The John Kasich “Hey, Remember John Kasich?” plan is in full effect. Ohio’s Republican governor accomplished something of a minor coup in the late summer, announcing a late run for president and quickly climbing high enough in the polls – 3 percent, thereabout – to bump Rick Perry from the primetime Fox News debate. By sneaking onto the main stage at the last minute, he consigned Perry’s campaign to the trash heap and gave himself a sheen of respectability and promise as a candidate. Almost overnight he became a sleeper favorite of the Republican establishment, and his numbers in New Hampshire spiked. Then things kind of stalled.
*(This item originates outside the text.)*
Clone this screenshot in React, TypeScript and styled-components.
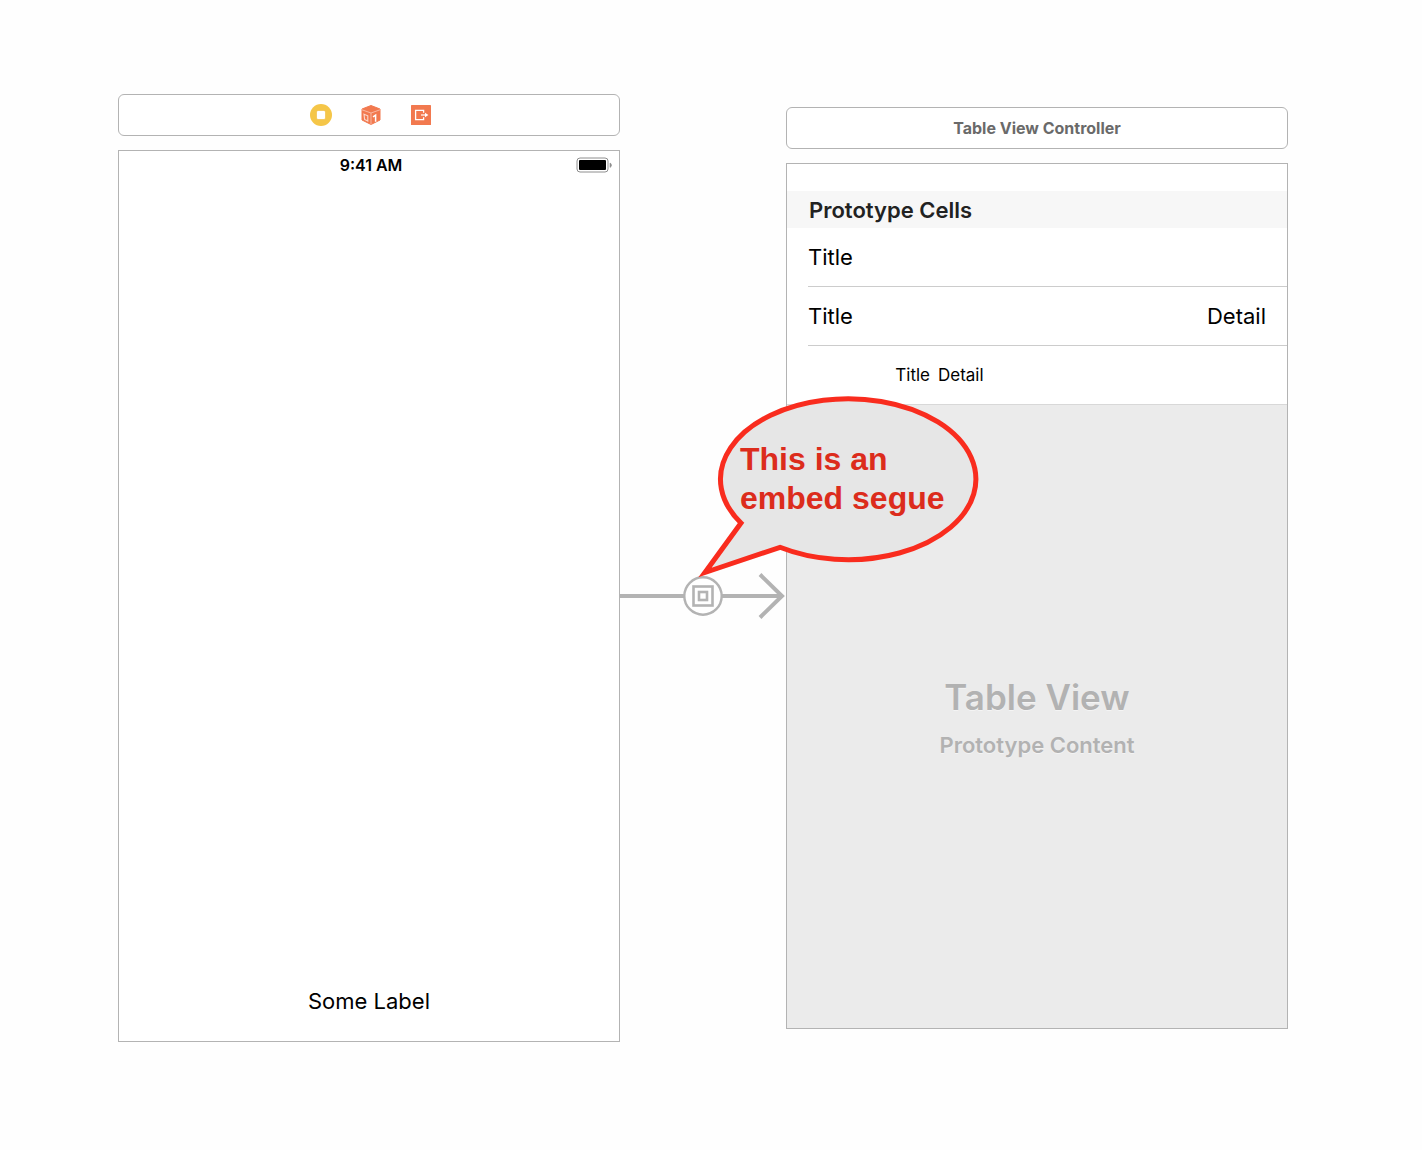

His national numbers haven’t really budged since he peaked in late August, and his New Hampshire support has slowly deflated over the same time period. Kasich will be on the debate stage tonight, but there’s no guarantee he’ll qualify for the next debate in early November – participants must be polling higher than 2.5 percent to make the main stage, which puts Kasich (and Chris Christie) at serious risk of being demoted to the kids table.
In an attempt to stave off the fate he inflicted on poor Rick Perry, Kasich made a bold statement of the obvious: much of the 2016 Republican presidential field is made up of insufferable lunatics:
Kasich is pretty clearly doing this for the attention from reporters and pundits, who are already lightly enamored of his “rough” and “unfiltered” style of politicking. And much of what Kasich says here is spot-on. Ben Carson’s positions on Medicare and Medicaid are extreme and unworkable, Donald Trump’s plan to deport every undocumented immigrant (along with their U.S.-citizen children) is draconian and illegal. Kasich's criticism of Republican healthcare policies as insufficiently generous is also on-point, though he has a bit of troubled history there himself. All in all, it’s a succinct and harsh critique of the current malaise afflicting Republican and conservative politics, which explains why the Democratic National Committee quoted it verbatim for use in fundraising materials.
Here we see Kasich trying to fill a niche that has thus far gone unoccupied in this election cycle: the pragmatic, rational Republican. There’s a good reason no one has claimed this role yet: that candidate will lose. Jon Huntsman tried running in 2012 as a pragmatic Republican who wasn’t afraid to flout some of the party’s dogmatic policy positions. He got blown out in Iowa, finished a distant third in New Hampshire, and dropped out before the South Carolina primary. Kasich’s complaint is about the state of the candidates, but what he’s really attacking is the state of the party – Trump and Carson together enjoy majority support from the Republican electorate. The candidates Kasich probably considers acceptable (himself, Jeb Bush, Marco Rubio, Christie, Lindsey Graham, etc.) struggle to pull down a combined 25 percent of the GOP vote. You can fault Trump and Carson for their crazy policies, but the larger problem is that those policies are very popular.
“What has happened to our party?” Kasich asks with exasperation. “What has happened to the conservative movement?” These questions were recently explored by the Texas Observer’s Christopher Hooks, who found in Ted Cruz a candidate that is basically the opposite of John Kasich – a Republican who thrives in the feral state of the modern GOP while pretending that the good old days of Ronald Reagan will soon be once again upon us. But those days and those types of candidates won’t return, he writes, because the political environment has been thoroughly degraded:
In two generations, the Republican Party’s debates have gone from a real-time economics textbook to Married with Children. Something’s gone seriously wrong. This isn’t a primary process designed to pick a formidable candidate: It’s the selection of the loudest carnival barker, for the benefit of cable news outlets. The people who helped run the Republican campaigns of the 1980s are just as mystified as the rest of us.
Kasich clearly counts himself among the mystified as well. And his loud declarations of the GOP’s debasement, while undeniably true, probably aren’t going to help him win over the Republican base.